O Ídolo foi filmado uma parte na Palestina, sendo o primeiro filme a ser rodado – de forma oficial – em décadas no país, que requer autorização para tudo que use imagem, e outra no Egito. O filme se preocupa na forma que mostra Gaza, mesmo que haja pobreza e construções em ruínas pelas ruas, o diretor é atento em mostrar as situações corriqueiras dos diálogos, das ruas e do cotidiano. Mesmo que as armas e as figuras políticas e religiosas façam parte da mise en scène, sofremos menos pelo olhar estrangeiro da Palestina e prestamos mais atenção na vida de Assaf e sua trajetória.

A primeira parte de O Ídolo é particularmente melhor desenvolvida e reforçada com o time mirim de atores, principalmente Hiba Attalah, a irmã do protagonista. Além de ser a grande estimuladora para que o grupo continue insistindo no sonho, ela é durona e poucas vezes é cobrada por não caber dentro de estereótipos. Alguns elementos como Nour parecem surgir em tela para, junto com Mohammed Assaf e sua voz ao mundo, desfazer vários mitos clássicos que o ocidente teria da região. São esses pontos que tornam os problemas estruturais do longa menos visíveis e relevantes.

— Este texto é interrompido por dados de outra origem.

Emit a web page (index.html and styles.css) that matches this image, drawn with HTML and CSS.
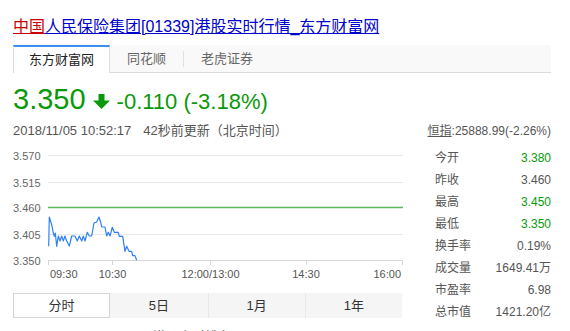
FILE: index.html
```html
<!DOCTYPE html>
<html lang="zh-CN">
<head>
<meta charset="utf-8">
<title>中国人民保险集团[01339]港股实时行情_东方财富网</title>
<link rel="stylesheet" href="styles.css">
</head>
<body>
<div class="page">
  <h1 class="title"><a href="#"><span class="red">中国</span><span class="blue">人民保险集团[01339]港股实时行情_东方财富网</span></a></h1>

  <div class="tabs">
    <span class="tab active">东方财富网</span>
    <span class="tab">同花顺</span>
    <span class="divider"></span>
    <span class="tab">老虎证券</span>
  </div>

  <div class="quote">
    <span class="price">3.350</span>
    <svg class="arrow" width="17" height="15" viewBox="0 0 17 15"><path d="M5.5 0h6v6.5H17L8.5 15 0 6.5h5.5z" fill="#0a990a"/></svg>
    <span class="change">-0.110 (-3.18%)</span>
  </div>

  <div class="info">
    <span class="time">2018/11/05 10:52:17<span class="ago">42秒前更新（北京时间）</span></span>
    <span class="hsi"><a href="#">恒指</a>:25888.99(-2.26%)</span>
  </div>

  <div class="main">
    <div class="left">
      <svg class="chart" width="392" height="134" viewBox="13 144 392 134">
        <g class="grid">
          <line x1="48" y1="152.5" x2="403" y2="152.5"/>
          <line x1="48" y1="179.5" x2="403" y2="179.5"/>
          <line x1="48" y1="231.5" x2="403" y2="231.5"/>
        </g>
        <line class="prev" x1="48" y1="204.5" x2="403" y2="204.5"/>
        <g class="axis">
          <line x1="48" y1="257.5" x2="403" y2="257.5"/>
          <line x1="48.5" y1="257" x2="48.5" y2="262"/>
          <line x1="112.5" y1="257" x2="112.5" y2="262"/>
          <line x1="210.5" y1="257" x2="210.5" y2="262"/>
          <line x1="306.5" y1="257" x2="306.5" y2="262"/>
          <line x1="402.5" y1="257" x2="402.5" y2="262"/>
        </g>
        <g class="ylab">
          <text x="13" y="156.5">3.570</text>
          <text x="13" y="183.5">3.515</text>
          <text x="13" y="209">3.460</text>
          <text x="13" y="235.8">3.405</text>
          <text x="13" y="261.7">3.350</text>
        </g>
        <g class="xlab">
          <text x="50" y="274.5">09:30</text>
          <text x="112.5" y="274.5" text-anchor="middle">10:30</text>
          <text x="210.5" y="274.5" text-anchor="middle">12:00/13:00</text>
          <text x="306" y="274.5" text-anchor="middle">14:30</text>
          <text x="401" y="274.5" text-anchor="end">16:00</text>
        </g>
        <polyline class="line" points="48.7,243.3 49.3,214 51.7,221.7 53.3,230 54.3,233.3 55.3,230 56.7,243.3 58.3,233 60,238 61.7,233 63.3,238 65,233 66.7,238 69.3,243 71.7,233 75,233 77.3,238 79.3,233 81.7,238 83.3,233 85,238 87.3,229.3 89.3,233 91.7,233 94,220 96.7,219 99,214 100.7,219.3 101.7,224 105,224 106.7,233 108.3,229.3 110,233 112.3,224.3 114.3,229.3 118.3,229.3 119.3,233.3 122.7,233.3 125,248.3 126.7,243.3 129,248.3 131.7,248.3 132.7,252.7 135,252.7 136.7,257.3"/>
      </svg>

      <div class="periods">
        <span class="period active">分时</span>
        <span class="period">5日</span>
        <span class="period">1月</span>
        <span class="period">1年</span>
      </div>
      <div class="more">港股实时排名</div>
    </div>

    <dl class="stats">
      <div class="row"><dt>今开</dt><dd class="down">3.380</dd></div>
      <div class="row"><dt>昨收</dt><dd>3.460</dd></div>
      <div class="row"><dt>最高</dt><dd class="down">3.450</dd></div>
      <div class="row"><dt>最低</dt><dd class="down">3.350</dd></div>
      <div class="row"><dt>换手率</dt><dd>0.19%</dd></div>
      <div class="row"><dt>成交量</dt><dd>1649.41万</dd></div>
      <div class="row"><dt>市盈率</dt><dd>6.98</dd></div>
      <div class="row"><dt>总市值</dt><dd>1421.20亿</dd></div>
    </dl>
  </div>
</div>
</body>
</html>
```

FILE: styles.css
```css
html, body {
  margin: 0;
  padding: 0;
  height: 331px;
  overflow: hidden;
  background: #fff;
}

body {
  font-family: "Liberation Sans", "Noto Sans CJK SC", sans-serif;
  color: #555;
}

.page {
  width: 538px;
  padding-left: 13px;
  padding-top: 18px;
}

.title {
  margin: 0;
  font-size: 16px;
  line-height: 18px;
  font-weight: normal;
}

.title a { text-decoration: none; }
.title .red { color: #cc0000; text-decoration: underline; }
.title .blue { color: #0000cc; text-decoration: underline; }

.tabs {
  margin-top: 9px;
  display: flex;
  align-items: flex-start;
  height: 28px;
  box-sizing: border-box;
  background: #f9f9f9;
  border-bottom: 1px solid #dcdcdc;
}

.tab {
  font-size: 13px;
  line-height: 27px;
  padding: 0 17px;
  color: #666;
}

.tab.active {
  box-sizing: border-box;
  height: 28px;
  line-height: 26px;
  padding: 0 15px;
  border-top: 2px solid #3c8ff0;
  border-left: 1px solid #dcdcdc;
  border-right: 1px solid #dcdcdc;
  background: #fff;
  color: #222;
}

.divider {
  width: 1px;
  height: 16px;
  margin-top: 6px;
  background: #e0e0e0;
}

.quote {
  margin-top: 11px;
  display: flex;
  align-items: baseline;
  line-height: 30px;
  color: #0a990a;
}

.price {
  font-size: 29px;
}

.arrow {
  margin-left: 7px;
  align-self: center;
  margin-top: 2px;
}

.change {
  margin-left: 7px;
  font-size: 22px;
}

.info {
  margin-top: 6px;
  display: flex;
  justify-content: space-between;
  align-items: baseline;
  line-height: 16px;
}

.time {
  font-size: 13px;
  color: #555;
}

.ago {
  margin-left: 12px;
}

.hsi {
  font-size: 12px;
  color: #555;
}

.hsi a {
  color: #555;
  text-decoration: underline;
}

.main {
  margin-top: 8px;
  display: flex;
  align-items: flex-start;
}

.left {
  width: 392px;
}

.chart {
  display: block;
}

.chart .grid line {
  stroke: #e8e8e8;
  stroke-width: 1;
}

.chart .prev {
  stroke: #5cb85c;
  stroke-width: 1.6;
}

.chart .axis line {
  stroke: #d6d6d6;
  stroke-width: 1;
}

.chart text {
  font-family: "Liberation Sans", sans-serif;
  font-size: 11px;
}

.chart .ylab text { fill: #666; }
.chart .xlab text { fill: #555; }

.chart .line {
  fill: none;
  stroke: #2f80f5;
  stroke-width: 1.2;
  stroke-linejoin: round;
}

.periods {
  margin-top: 12px;
  width: 389px;
  height: 25px;
  display: grid;
  grid-template-columns: repeat(4, 1fr);
  background: #f5f5f5;
}

.period {
  font-size: 13px;
  line-height: 25px;
  text-align: center;
  color: #333;
  border-left: 1px solid #e8e8e8;
}

.period:first-child { border-left: none; }

.period.active {
  box-sizing: border-box;
  line-height: 23px;
  background: #fff;
  border: 1px solid #d5d5d5;
}

.period.active + .period { border-left: none; }

.more {
  margin-top: 11px;
  padding-left: 140px;
  font-size: 13px;
  line-height: 16px;
  color: #555;
}

.stats {
  margin: 0 0 0 20px;
  width: 126px;
}

.row {
  display: flex;
  justify-content: space-between;
  font-size: 12px;
  line-height: 22px;
  height: 22px;
}

.row dt, .row dd {
  margin: 0;
  color: #555;
}

.row dt { padding-left: 10px; }

.row dd.down { color: #0a990a; }
```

A cultura de massa, o sonho pelo espetáculo, a fama e a valorização do reconhecimento ganham outro patamar em O Ídolo, pois passamos a ver isso como forma de protesto, colocados diante de alguém sem lugar de fala. Mesmo que pareça libertador todas as agruras que o Mohammed do filme passe, sabemos que nem tudo ali é ficcionalizado e que houve muitos riscos enfrentados. Talvez o longa não seja uma das maiores experiências estéticas, mas, com certeza, é uma de alteridade e compreensão sobre situações que podem ser banalizadas em nossa sociedade e se tornam aventuras de liberdade em outra.